* _What this task involves_:
Of the lines in this listing, how many contain the word "React"? Give the number and nothing else.

* _Data extract_:
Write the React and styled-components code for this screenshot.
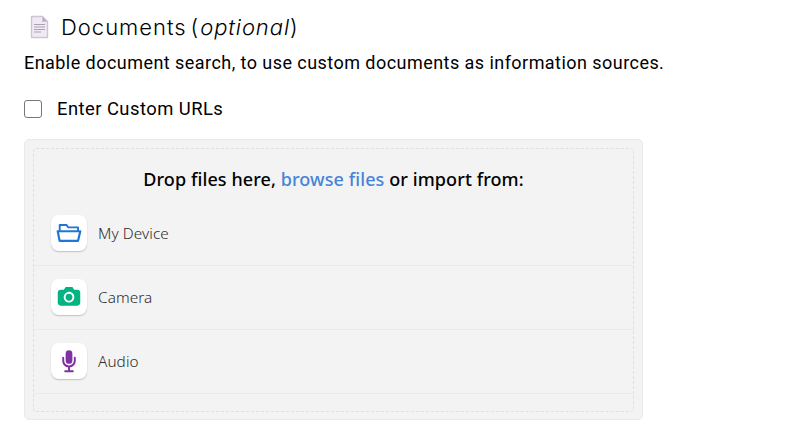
import React from "react";
import styled, { createGlobalStyle } from "styled-components";

const GlobalStyle = createGlobalStyle`
  * { box-sizing: border-box; }
  body { margin: 0; background: #fff; color: #000; }
`;

const Page = styled.main`
  display: flex;
  flex-direction: column;
  align-items: flex-start;
  padding: 12px 24px 0;
  font-family: Roboto, "Liberation Sans", sans-serif;
  font-size: 18px;
`;

const Heading = styled.h2`
  display: flex;
  align-items: center;
  gap: 12px;
  height: 30px;
  margin: 0 0 6px 6px;
  font: 300 22px/30px Inter, sans-serif;
  white-space: pre;
`;

const Title = styled.span`
  letter-spacing: ${(p) => p.$spacing};
`;

const Intro = styled.p`
  margin: 0 0 17px;
  height: 29px;
  line-height: 29px;
  letter-spacing: 0.45px;
  white-space: nowrap;
`;

const CheckLabel = styled.label`
  display: flex;
  align-items: center;
  gap: 15px;
  height: 28px;
  margin-bottom: 17px;
  font-size: 18.4px;
  letter-spacing: 0.46px;
  white-space: nowrap;
`;

const Checkbox = styled.input`
  appearance: none;
  width: 18px;
  height: 18px;
  margin: 2px 0 0;
  border: 1px solid #767676;
  border-radius: 3px;
  background: #fff;
`;

const Dashboard = styled.section`
  width: 619px;
  height: 281px;
  padding: 8px;
  border: 1px solid #eaeaea;
  border-radius: 5px;
  background: #f3f3f3;
  font-family: "Noto Sans", sans-serif;
`;

const DropArea = styled.div`
  height: 264px;
  width: 601px;
  border: 1px dashed #dfdfdf;
  border-radius: 3px;
`;

const DropTitle = styled.div`
  height: 53px;
  padding-top: 16px;
  font-size: 18px;
  line-height: 29px;
  font-weight: 500;
  text-align: center;
  letter-spacing: 0.09px;
  white-space: nowrap;
`;

const Browse = styled.a`
  color: #4683da;
`;

const Source = styled.div`
  display: flex;
  align-items: center;
  gap: 11px;
  height: 64px;
  padding: 0 0 1px 17px;
  border-bottom: 1px solid #eaeaea;
  color: #2c2c2c;
  font-size: 15.3px;
  font-weight: 300;
  letter-spacing: 0.1px;
`;

const Tile = styled.span`
  display: flex;
  width: 36px;
  height: 36px;
  border-radius: 8px;
  background: #fff;
  box-shadow: 0 1px 1px rgba(0, 0, 0, 0.1), 0 1px 2px rgba(0, 0, 0, 0.1), 0 2px 3px rgba(0, 0, 0, 0.02);
`;

const sources = [
  {
    name: "My Device",
    color: "#2275d7",
    path: "M8.45 22.087l-1.305-6.674h17.678l-1.572 6.674H8.45zm4.975-12.412l1.083 1.765a.823.823 0 00.715.386h7.951V13.5H8.587V9.675h4.838zM26.043 13.5h-1.195v-2.598c0-.463-.336-.75-.798-.75h-8.356l-1.082-1.766A.823.823 0 0013.897 8H7.728c-.462 0-.815.256-.815.718V13.5h-.956a.97.97 0 00-.746.37.972.972 0 00-.19.81l1.724 8.565c.095.44.484.755.933.755H24c.44 0 .824-.3.929-.727l2.043-8.568a.972.972 0 00-.176-.825.967.967 0 00-.753-.38z",
  },
  {
    name: "Camera",
    color: "#02b383",
    path: "M23.5 9.5c1.417 0 2.5 1.083 2.5 2.5v9.167c0 1.416-1.083 2.5-2.5 2.5h-15c-1.417 0-2.5-1.084-2.5-2.5V12c0-1.417 1.083-2.5 2.5-2.5h2.917l1.416-2.167C13 7.167 13.25 7 13.5 7h5c.25 0 .5.167.667.333L20.583 9.5H23.5zM16 11.417a4.706 4.706 0 00-4.75 4.75 4.704 4.704 0 004.75 4.75 4.703 4.703 0 004.75-4.75c0-2.663-2.09-4.75-4.75-4.75zm0 7.825c-1.744 0-3.076-1.332-3.076-3.074 0-1.745 1.333-3.077 3.076-3.077 1.744 0 3.074 1.333 3.074 3.076s-1.33 3.075-3.074 3.075z",
  },
  {
    name: "Audio",
    color: "#8030a3",
    path: "M21.143 12.297c.473 0 .857.383.857.857v2.572c0 3.016-2.24 5.513-5.143 5.931v2.64h2.572a.857.857 0 110 1.714H12.57a.857.857 0 110-1.714h2.572v-2.64C12.24 21.24 10 18.742 10 15.726v-2.572a.857.857 0 111.714 0v2.572A4.29 4.29 0 0016 20.01a4.29 4.29 0 004.286-4.285v-2.572c0-.474.384-.857.857-.857zM16 6.5a3 3 0 013 3v6a3 3 0 01-6 0v-6a3 3 0 013-3z",
  },
];

function PageIcon() {
  return (
    <svg width="19" height="24" viewBox="0 0 19 24">
      <path d="M1.5 1.5h11l5 5v16h-16z" fill="#f0eaf5" stroke="#cdc4d6" strokeWidth="1.4" strokeLinejoin="round" />
      <path d="M12.5 1.5v5h5z" fill="#b4acbc" stroke="#cdc4d6" strokeLinejoin="round" />
      <path d="M4 9.5h11M4 12h11M4 14.5h11M4 17h7" stroke="#aaa1b3" strokeWidth="1" />
    </svg>
  );
}

export default function App() {
  return (
    <>
      <GlobalStyle />
      <Page>
        <Heading>
          <PageIcon />
          <span>
            <Title $spacing="1px">Documents</Title>
            <Title $spacing="-2.5px"> </Title>
            <Title $spacing="2.2px">(</Title>
            <Title as="em" $spacing="0.9px">optional</Title>
            <Title $spacing="0">)</Title>
          </span>
        </Heading>
        <Intro>Enable document search, to use custom documents as information sources.</Intro>
        <CheckLabel>
          <Checkbox type="checkbox" />
          <span>Enter Custom URLs</span>
        </CheckLabel>
        <Dashboard>
          <DropArea>
            <DropTitle>
              Drop files here, <Browse>browse files</Browse> or import from:
            </DropTitle>
            {sources.map((s) => (
              <Source key={s.name}>
                <Tile>
                  <svg width="36" height="36" viewBox="0 0 32 32">
                    <path d={s.path} fill={s.color} />
                  </svg>
                </Tile>
                <span>{s.name}</span>
              </Source>
            ))}
          </DropArea>
        </Dashboard>
      </Page>
    </>
  );
}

* _Task answer_:
2